Two of the educators I most admire are Dr. Leon Mooneyhan, CEO of the Ohio Valley Education Consortium, and Dale Brown, a Kentucky Youth Advocates Board member and administrator at Western Kentucky University. Both were esteemed superintendents, and both offer pragmatic ideas on making SROs part of the solution rather than the core of the problem. Mooneyhan asserts, “SRO’s have the ability to be friends with youth. To be a RESOURCE. They should build relationships…then when safety is an issue, the SRO is there. The school district should develop a defined understanding of the role of the SRO.”

Brown adds, “Developing a relationship with the law enforcement agency early on is the key. Each entity supports the other…and planning is the key. Planning together…it has to be a team approach.”

If Leon and Dale are exemplars when it comes to school leadership, a thought leader in this state when it comes to law enforcement is Louisville’s Police Chief Steve Conrad. Whether it is dealing with community violence prevention or a crisis at hand, Chief Conrad is as insightful and ethical as he is professional and innovative. So I asked him for his thoughts on SROs, and as expected, he proffered a response that was focused and student-oriented. His points included:

  • First, it is impossible to measure what DOESN’T happen because of an SROs presence. They can prevent situations from turning into problems.
  • Having the right people with the right tools as SROs is CRITICAL. Any officer can come into a school to “police,” but to be effective, the SRO needs to really care for the kids whom they serve.
  • SROs have no business being disciplinarians. Period! SROs should never be involved in the enforcement of school rules.
  • The biggest missed opportunity is to use SROs to develop stronger relationships between youth and law enforcement.

The Chief concluded his thoughts by saying, “We would love the chance to be more actively involved in classrooms and to be seen as a valued member of the school’s staff rather than a security guard with arrest powers.”

SROs can be an unfortunate catalyst to the much discussed “school to prison pipeline” if they are seen as a “security guard with arrest powers,” if they are involved in school discipline, and if they see their job as policing rather than caring for kids. Or, they can be some of the most effective and unique student advocates for which any school could hope.
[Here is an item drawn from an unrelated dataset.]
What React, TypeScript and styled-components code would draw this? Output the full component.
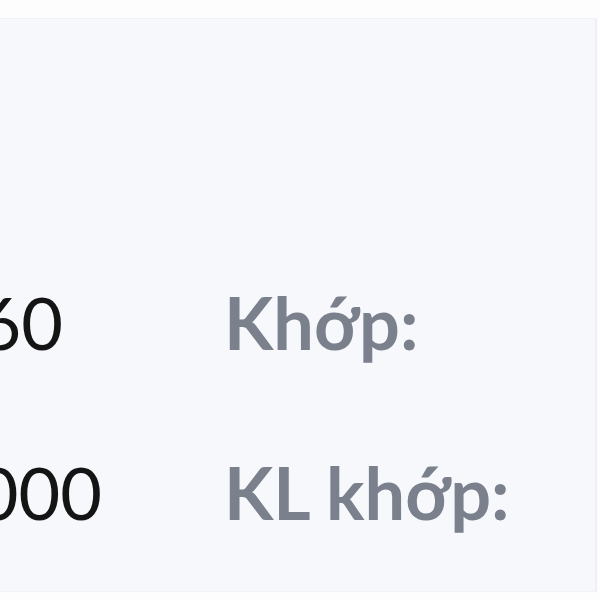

All too often, generalizations either support SROs without questions or call for a total elimination of the SRO program. Neither position will get us where we should be for kids. The assessment of SROs comes down to a case-by-case basis. If you are reading this blog, then you should be asking your superintendent and law enforcement leader:

  1. How are SROs chosen? How are they evaluated, and by whom?
  2. What training is a prerequisite, and what training is provided as ongoing support?
  3. What protocols are in place as to the role of the SRO in our schools, and how are those protocols monitored? How are these made public?
  4. What does success look like to the school system and to the law enforcement agency? What are the outcomes associated with success, and how can those be made public?

Leon Mooneyhan, Dale Brown, and Steve Conrad have asked these questions and carefully considered how SROs can truly be a resource for kids in Kentucky. But none of them remember being cloned, so kids in your community are counting on you to be asking those questions on their behalf before an SRO horror story headline comes to your hometown.